### Records provided

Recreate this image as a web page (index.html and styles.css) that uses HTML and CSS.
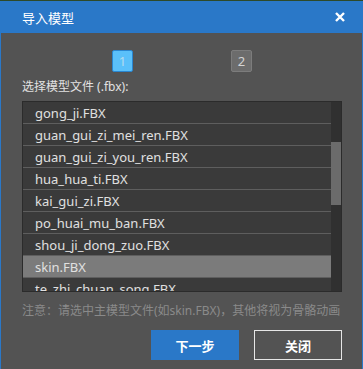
FILE: index.html
```html
<!DOCTYPE html>
<html lang="zh-CN">

<head>
    <meta charset="UTF-8">
    <meta name="viewport" content="width=device-width, initial-scale=1.0">
    <title>导入模型</title>
    <link rel="stylesheet" href="styles.css">
</head>

<body>
    <div class="dialog">
        <div class="titlebar">
            <span class="title">导入模型</span>
            <svg class="close" width="10" height="10" viewBox="0 0 10 10">
                <path d="M1 1 L9 9 M9 1 L1 9" stroke="white" stroke-width="2.4" />
            </svg>
        </div>
        <div class="content">
            <div class="steps">
                <div class="step active">1</div>
                <div class="step">2</div>
            </div>
            <div class="label">选择模型文件 (.fbx):</div>
            <div class="list">
                <div class="rows">
                    <div class="row">gong_ji.FBX</div>
                    <div class="row">guan_gui_zi_mei_ren.FBX</div>
                    <div class="row">guan_gui_zi_you_ren.FBX</div>
                    <div class="row">hua_hua_ti.FBX</div>
                    <div class="row">kai_gui_zi.FBX</div>
                    <div class="row">po_huai_mu_ban.FBX</div>
                    <div class="row">shou_ji_dong_zuo.FBX</div>
                    <div class="row selected">skin.FBX</div>
                    <div class="row">te_zhi_chuan_song.FBX</div>
                </div>
                <div class="scrollbar">
                    <div class="thumb"></div>
                </div>
            </div>
            <div class="note">注意：请选中主模型文件(如skin.FBX)，其他将视为骨骼动画</div>
            <div class="buttons">
                <button class="btn primary">下一步</button>
                <button class="btn">关闭</button>
            </div>
        </div>
    </div>
</body>

</html>
```

FILE: styles.css
```css
body{
    margin: 0;
    background-color: #2d4a2a;
    font-family: "Noto Sans", "Noto Sans CJK SC", sans-serif;
}
.dialog{
    width: 361px;
    height: 368px;
    margin-top: 1px;
    border: 1px solid #2a78c8;
    border-top: none;
    border-bottom-width: 2px;
    background-color: #535353;
    display: flex;
    flex-direction: column;
}
.titlebar{
    height: 32px;
    background-color: #2a78c8;
    color: white;
    display: flex;
    align-items: center;
    justify-content: space-between;
    padding: 0 17px 0 21px;
}
.title{
    font-size: 13px;
}
.content{
    padding: 0 20px 0 21px;
}
.steps{
    display: flex;
    justify-content: center;
    gap: 98px;
    margin-top: 17px;
}
.step{
    width: 19px;
    height: 20px;
    border: 1px solid #7c7c7c;
    border-radius: 2px;
    background-color: #6c6c6c;
    color: #d4d4d4;
    font-size: 13px;
    line-height: 20px;
    text-align: center;
}
.step.active{
    background-color: #5ac0fa;
    border-color: #2a86d0;
    color: #b4dcee;
}
.label{
    margin-top: 7px;
    height: 22px;
    color: #e2e2e2;
    font-size: 12px;
    line-height: 16px;
}
.list{
    height: 189px;
    border: 1px solid #2b2b2b;
    background-color: #3a3a3a;
    display: flex;
    overflow: hidden;
}
.rows{
    flex: 1;
}
.row{
    height: 21px;
    border-bottom: 1px solid #5e5e5e;
    padding-left: 12px;
    color: #e0e0e0;
    font-size: 13px;
    line-height: 22px;
}
.row.selected{
    background-color: #7b7b7b;
}
.scrollbar{
    width: 10px;
    background-color: #303030;
}
.thumb{
    margin-top: 40px;
    height: 63px;
    background-color: #6b6b6b;
}
.note{
    margin-top: 11px;
    color: #8a8a8a;
    font-size: 12px;
    line-height: 16px;
    white-space: nowrap;
}
.buttons{
    display: flex;
    justify-content: flex-end;
    gap: 15px;
    margin-top: 11px;
}
.btn{
    width: 88px;
    height: 30px;
    border: 1px solid #e6e6e6;
    background-color: transparent;
    color: white;
    font-family: "Noto Sans", "Noto Sans CJK SC", sans-serif;
    font-size: 13px;
    font-weight: bold;
}
.btn.primary{
    background-color: #2a78c8;
    border-color: #2a78c8;
}
```
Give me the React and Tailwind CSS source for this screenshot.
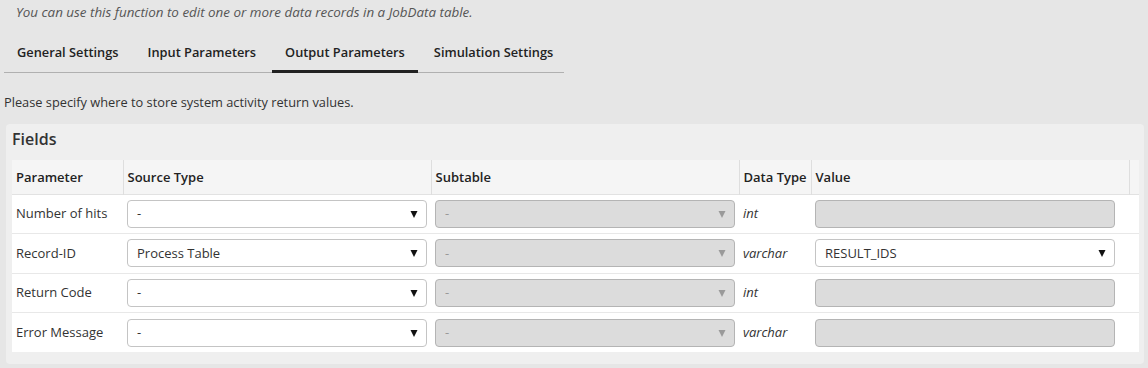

######

Instructions for the task:
Return each line in the records that holds the string "index".

Exercise solution:
Recreate this image as a web page (index.html and styles.css) that uses HTML and CSS.
FILE: index.html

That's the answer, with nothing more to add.